### 26 October 2020 - Quick analysis of the US 2020 election Ballot Processing Laws
#### Using Plotly
<br><br>
San Francisco Chronicle - Voting Laws
https://www.sfgate.com/news/article/Counting-the-vote-Will-we-know-who-won-on-15676033.php

National Conference of State Legislatures - When Absentee/Mail Ballot Processing and Counting May Begin
https://www.ncsl.org/research/elections-and-campaigns/vopp-table-16-when-absentee-mail-ballot-processing-and-counting-can-begin.aspx

Wikipedia - Electoral College Votes by State (see Chronological table)
https://en.wikipedia.org/wiki/United_States_Electoral_College

270 to Win Electoral College Concensus Forecast
https://www.270towin.com/maps/consensus-2020-electoral-map-forecast

In [1]:
# python imports
import pandas as pd
import plotly
import chart_studio.plotly as py
import plotly.io as pio
pio.renderers
pio.renderers.default = "browser"

from plotly.offline import init_notebook_mode
init_notebook_mode(connected = True)

# jupyter notebook configuration
# change the cell width
from IPython.core.display import display, HTML
display(HTML("<style>.container { width:100% !important; }</style>"))

# show all table columns
pd.set_option('display.max_columns', None)

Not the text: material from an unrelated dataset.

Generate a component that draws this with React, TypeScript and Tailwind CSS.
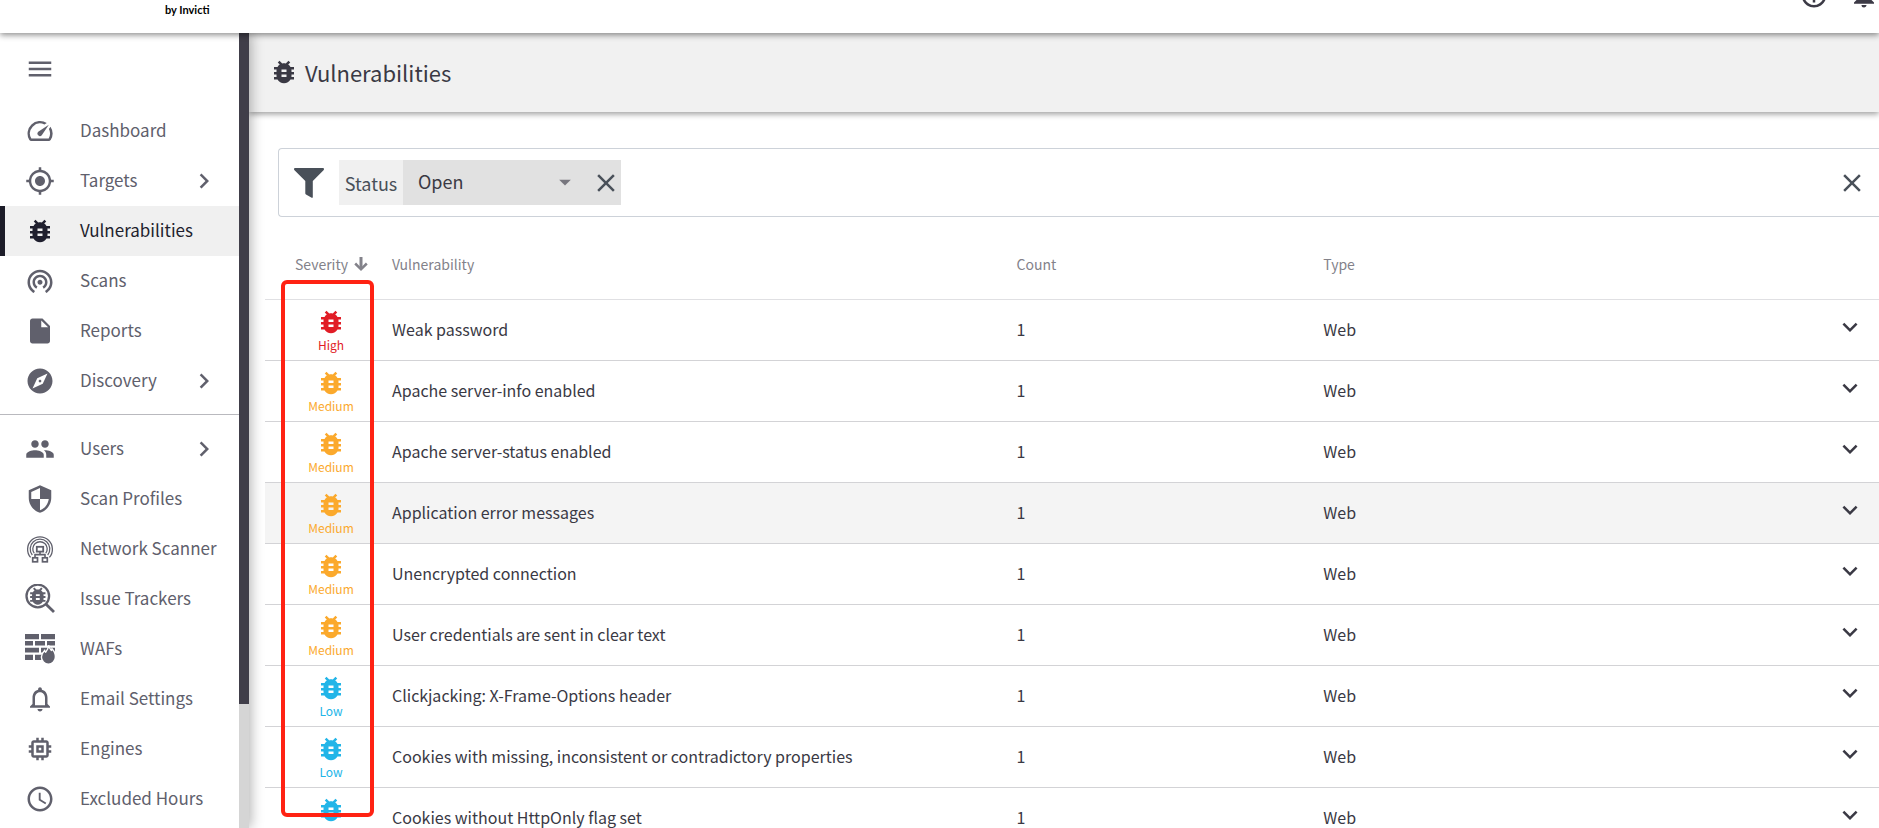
import type { ReactNode } from "react";
import {
  MdAccessTime,
  MdArrowDropDown,
  MdBugReport,
  MdChevronRight,
  MdClose,
  MdExpandMore,
  MdExplore,
  MdGpsFixed,
  MdHelpOutline,
  MdInsertDriveFile,
  MdMemory,
  MdMenu,
  MdNotifications,
  MdNotificationsNone,
  MdPeople,
  MdSecurity,
  MdSpeed,
  MdWifiTethering,
} from "react-icons/md";

type NavEntry = {
  label: string;
  icon: ReactNode;
  expandable?: boolean;
  active?: boolean;
};

type Severity = "High" | "Medium" | "Low";

type Finding = {
  name: string;
  severity: Severity;
  count: number;
  type: string;
  highlighted?: boolean;
};

function NetworkScannerIcon() {
  return (
    <svg viewBox="0 0 30 30" className="size-[30px]" fill="none" stroke="currentColor" aria-hidden="true">
      <path strokeWidth="1.3" d="M5.600 23.400A12.400 12.400 0 1 1 24.400 23.400" />
      <path strokeWidth="1.3" d="M7.300 21A9.800 9.800 0 1 1 22.700 21" />
      <path strokeWidth="1.3" d="M9.200 19.200A7.200 7.200 0 1 1 20.800 19.200" />
      <rect x="11.8" y="12.8" width="6.4" height="4.8" strokeWidth="1.8" />
      <path strokeWidth="1.6" d="M15 17.600V20.600M10 23.600V20.600H20V23.600" />
      <rect x="7.7" y="23.8" width="4.8" height="4" strokeWidth="1.7" />
      <rect x="17.5" y="23.8" width="4.8" height="4" strokeWidth="1.7" />
    </svg>
  );
}

function IssueTrackerIcon() {
  return (
    <svg viewBox="0 0 30 30" className="size-[30px]" aria-hidden="true">
      <circle cx="12.8" cy="12" r="11.3" fill="none" stroke="currentColor" strokeWidth="2.3" />
      <path d="M20.800 20L29 28" stroke="currentColor" strokeWidth="2.8" />
      <svg x="1.3" y="0.6" width="23" height="23" viewBox="0 0 24 24">
        <path
          fill="currentColor"
          d="M20 8h-2.81c-.45-.78-1.07-1.45-1.82-1.96L17 4.41 15.59 3l-2.17 2.17C12.96 5.06 12.49 5 12 5c-.49 0-.96.06-1.41.17L8.41 3 7 4.41l1.62 1.63C7.88 6.55 7.26 7.22 6.81 8H4v2h2.09c-.05.33-.09.66-.09 1v1H4v2h2v1c0 .34.04.67.09 1H4v2h2.81c1.04 1.79 2.97 3 5.19 3s4.15-1.21 5.19-3H20v-2h-2.09c.05-.33.09-.66.09-1v-1h2v-2h-2v-1c0-.34-.04-.67-.09-1H20V8zm-6 8h-4v-2h4v2zm0-4h-4v-2h4v2z"
        />
      </svg>
    </svg>
  );
}

function FirewallIcon() {
  return (
    <svg viewBox="0 0 30 30" className="size-[30px]" fill="currentColor" aria-hidden="true">
      <path d="M0 0h14v5.200H0zM16 0h14v5.200H16zM0 7h8v4.600H0zM10 7h10v4.600H10zM22 7h8v4.600h-8zM0 13.800h14v4.600H0zM16 13.800h14v4.600H16zM0 20.800h8V26H0zM10 20.800h10V26H10z" />
      <path
        stroke="#fff"
        strokeWidth="1.4"
        d="M23.600 11.200C24 13.800 25 15 26.400 16.400C26.900 16 27 15.400 27 14.800C29.200 17 30.400 20 30.400 23A7 7.200 0 0 1 16.400 23C16.400 20 18 18 19.600 16.400C19.800 17.200 20 17.800 20.600 18.200C22.200 16.400 23.400 14.200 23.600 11.200Z"
      />
    </svg>
  );
}

function FilterIcon() {
  return (
    <svg viewBox="0 0 30 30" className="size-[30px]" fill="currentColor" aria-hidden="true">
      <path d="M1 0H29Q30 0 30 1Q30 1.700 29.500 2.200L18.800 13V29Q18.800 30.200 17.700 29.700L12 26.500Q11.300 26 11.300 25.200V13L.5 2.200Q0 1.700 0 1Q0 0 1 0Z" />
    </svg>
  );
}

function SortDownIcon() {
  return (
    <svg viewBox="0 0 14 16" className="h-4 w-3.5" fill="none" stroke="currentColor" aria-hidden="true">
      <path strokeWidth="3" d="M7 1V13" />
      <path strokeWidth="2.5" d="M1.200 7.500L7 13.300L12.800 7.500" />
    </svg>
  );
}

const primaryNav: NavEntry[] = [
  { label: "Dashboard", icon: <MdSpeed /> },
  { label: "Targets", icon: <MdGpsFixed />, expandable: true },
  { label: "Vulnerabilities", icon: <MdBugReport />, active: true },
  { label: "Scans", icon: <MdWifiTethering /> },
  { label: "Reports", icon: <MdInsertDriveFile /> },
  { label: "Discovery", icon: <MdExplore />, expandable: true },
];

const settingsNav: NavEntry[] = [
  { label: "Users", icon: <MdPeople />, expandable: true },
  { label: "Scan Profiles", icon: <MdSecurity /> },
  { label: "Network Scanner", icon: <NetworkScannerIcon /> },
  { label: "Issue Trackers", icon: <IssueTrackerIcon /> },
  { label: "WAFs", icon: <FirewallIcon /> },
  { label: "Email Settings", icon: <MdNotificationsNone /> },
  { label: "Engines", icon: <MdMemory /> },
  { label: "Excluded Hours", icon: <MdAccessTime /> },
];

const findings: Finding[] = [
  { name: "Weak password", severity: "High", count: 1, type: "Web" },
  { name: "Apache server-info enabled", severity: "Medium", count: 1, type: "Web" },
  { name: "Apache server-status enabled", severity: "Medium", count: 1, type: "Web" },
  { name: "Application error messages", severity: "Medium", count: 1, type: "Web", highlighted: true },
  { name: "Unencrypted connection", severity: "Medium", count: 1, type: "Web" },
  { name: "User credentials are sent in clear text", severity: "Medium", count: 1, type: "Web" },
  { name: "Clickjacking: X-Frame-Options header", severity: "Low", count: 1, type: "Web" },
  { name: "Cookies with missing, inconsistent or contradictory properties", severity: "Low", count: 1, type: "Web" },
  { name: "Cookies without HttpOnly flag set", severity: "Low", count: 1, type: "Web" },
];

const severityColor: Record<Severity, string> = {
  High: "text-[#e11d26]",
  Medium: "text-[#fba92c]",
  Low: "text-[#22b5e8]",
};

function NavList({ entries }: { entries: NavEntry[] }) {
  return (
    <ul>
      {entries.map((entry) => (
        <li key={entry.label}>
          <a
            href="#"
            aria-current={entry.active ? "page" : undefined}
            className={
              entry.active
                ? "flex h-[50px] items-center border-l-[5px] border-[#1c1c28] bg-[#f0f0f0] pr-5 pl-5 text-[#1f1f2e]"
                : "flex h-[50px] items-center pr-5 pl-[25px] text-[#60606c]"
            }
          >
            <span className="shrink-0 text-3xl">{entry.icon}</span>
            <span className="ml-[25px] flex-1 pb-0.5 text-[17px] leading-6 whitespace-nowrap">{entry.label}</span>
            {entry.expandable && <MdChevronRight className="size-[30px] shrink-0" />}
          </a>
        </li>
      ))}
    </ul>
  );
}

function TopBar() {
  return (
    <header className="relative z-20 flex h-[33px] shrink-0 items-end justify-between overflow-hidden bg-white shadow-[0_2px_6px_rgba(0,0,0,0.45)]">
      <span className="ml-[165px] pb-[17px] font-['Lato','Liberation_Sans',sans-serif] text-[11px] leading-3 font-bold text-black">
        by Invicti
      </span>
      <div className="flex gap-5 pb-[23px] text-3xl text-[#3c3a46]">
        <button type="button" aria-label="Help">
          <MdHelpOutline />
        </button>
        <button type="button" aria-label="Notifications">
          <MdNotifications />
        </button>
      </div>
    </header>
  );
}

function Sidebar() {
  return (
    <div className="relative z-10 flex w-[249px] shrink-0 bg-white shadow-[2px_0_12px_rgba(0,0,0,0.3)]">
      <nav aria-label="Main" className="min-w-0 flex-1 overflow-hidden">
        <button type="button" aria-label="Toggle menu" className="mt-[21px] mb-[22px] ml-[25px] block text-3xl text-[#60606c]">
          <MdMenu />
        </button>
        <NavList entries={primaryNav} />
        <hr className="mt-2 mb-[9px] border-[#b9b9be]" />
        <NavList entries={settingsNav} />
      </nav>
      <div className="w-2.5 shrink-0 bg-[#d5d5d5]">
        <div className="h-[84.4%] bg-[#403e49]" />
      </div>
    </div>
  );
}

function FilterBar() {
  return (
    <div className="mt-9 ml-[29px] flex h-[69px] items-center rounded-l border border-r-0 border-[#cdd2d9] pr-3 pl-[15px] text-[#495059]">
      <FilterIcon />
      <div className="ml-[15px] flex h-[45px] items-center bg-[#e1e1e1]">
        <label htmlFor="status" className="flex h-full w-16 items-center justify-center bg-[#f0f0f0] text-lg">
          Status
        </label>
        <div className="relative flex h-full items-center text-[#3a3944]">
          <select id="status" className="h-full w-[188px] appearance-none bg-transparent pb-1 pl-[15px] text-lg outline-none">
            <option>Open</option>
          </select>
          <MdArrowDropDown className="pointer-events-none absolute top-2 right-3 size-7 text-[#77767e]" />
        </div>
        <button type="button" aria-label="Remove status filter" className="text-3xl text-[#495059]">
          <MdClose />
        </button>
      </div>
      <button type="button" aria-label="Clear filters" className="ml-auto text-3xl">
        <MdClose />
      </button>
    </div>
  );
}

function FindingsTable() {
  return (
    <div className="relative mt-5 ml-4">
      <table className="w-full table-fixed border-collapse text-left">
        <thead>
          <tr className="h-[62px] border-b border-[#e0e0e3] text-sm text-[#83828a]">
            <th scope="col" className="w-[127px] pb-[7px] pl-[30px] font-normal">
              <button type="button" className="flex items-center gap-1.5">
                Severity
                <SortDownIcon />
              </button>
            </th>
            <th scope="col" className="w-[38.7%] pb-[7px] font-normal">Vulnerability</th>
            <th scope="col" className="w-[19%] pb-[7px] font-normal">Count</th>
            <th scope="col" className="pb-[7px] font-normal">Type</th>
            <td className="w-11" />
          </tr>
        </thead>
        <tbody>
          {findings.map((finding) => (
            <tr
              key={finding.name}
              className={
                finding.highlighted
                  ? "h-[61px] border-b border-[#d3d3d6] bg-[#f4f4f4] text-base text-[#3a3944]"
                  : "h-[61px] border-b border-[#d3d3d6] text-base text-[#3a3944]"
              }
            >
              <td className="pl-[5px]">
                <div className={severityColor[finding.severity]}>
                  <MdBugReport className="mx-auto size-[30px]" />
                  <div className="text-center text-xs leading-4">{finding.severity}</div>
                </div>
              </td>
              <td className="pb-0.5 whitespace-nowrap">{finding.name}</td>
              <td className="pb-0.5">{finding.count}</td>
              <td className="pb-0.5">{finding.type}</td>
              <td>
                <button type="button" aria-label={`Expand ${finding.name}`} className="block pb-1.5 text-3xl">
                  <MdExpandMore />
                </button>
              </td>
            </tr>
          ))}
        </tbody>
      </table>
      <div className="pointer-events-none absolute top-[43px] left-4 h-[537px] w-[93px] rounded-md border-4 border-[#ff2213]" />
    </div>
  );
}

export default function App() {
  return (
    <div className="flex h-screen flex-col overflow-hidden bg-white font-['Noto_Sans_CJK_SC',sans-serif]">
      <TopBar />
      <div className="flex min-h-0 flex-1">
        <Sidebar />
        <main className="min-w-0 flex-1 overflow-hidden">
          <div className="flex h-[79px] items-center bg-[#f1f1f1] pb-0.5 pl-5 text-[#3a3944] shadow-[0_2px_6px_rgba(0,0,0,0.4)]">
            <MdBugReport className="size-[30px]" />
            <h1 className="ml-1.5 text-[22px] leading-8">Vulnerabilities</h1>
          </div>
          <FilterBar />
          <FindingsTable />
        </main>
      </div>
    </div>
  );
}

### SF Gate - When Advanced Votes May Be Counted
(Original - sorted alphabetically)
<br>
![AP News - varying deadlines could delay results](data/ap.when_votes_count.unsorted.800.jpg)
https://apnews.com/article/will-we-know-winner-election-night-17ab1b40d415512b495a374e68431921


### AP News - When Advanced Votes May Be Counted
(Updated graphic later in the day - sorted by law)
<br>
![AP News - varying deadlines could delay results](data/ap.when_votes_count.sorted.800.jpg)
https://apnews.com/article/will-we-know-winner-election-night-17ab1b40d415512b495a374e68431921

#[AP News - updated article in repo as image](data/ap.original_article.when_votes_counted.png)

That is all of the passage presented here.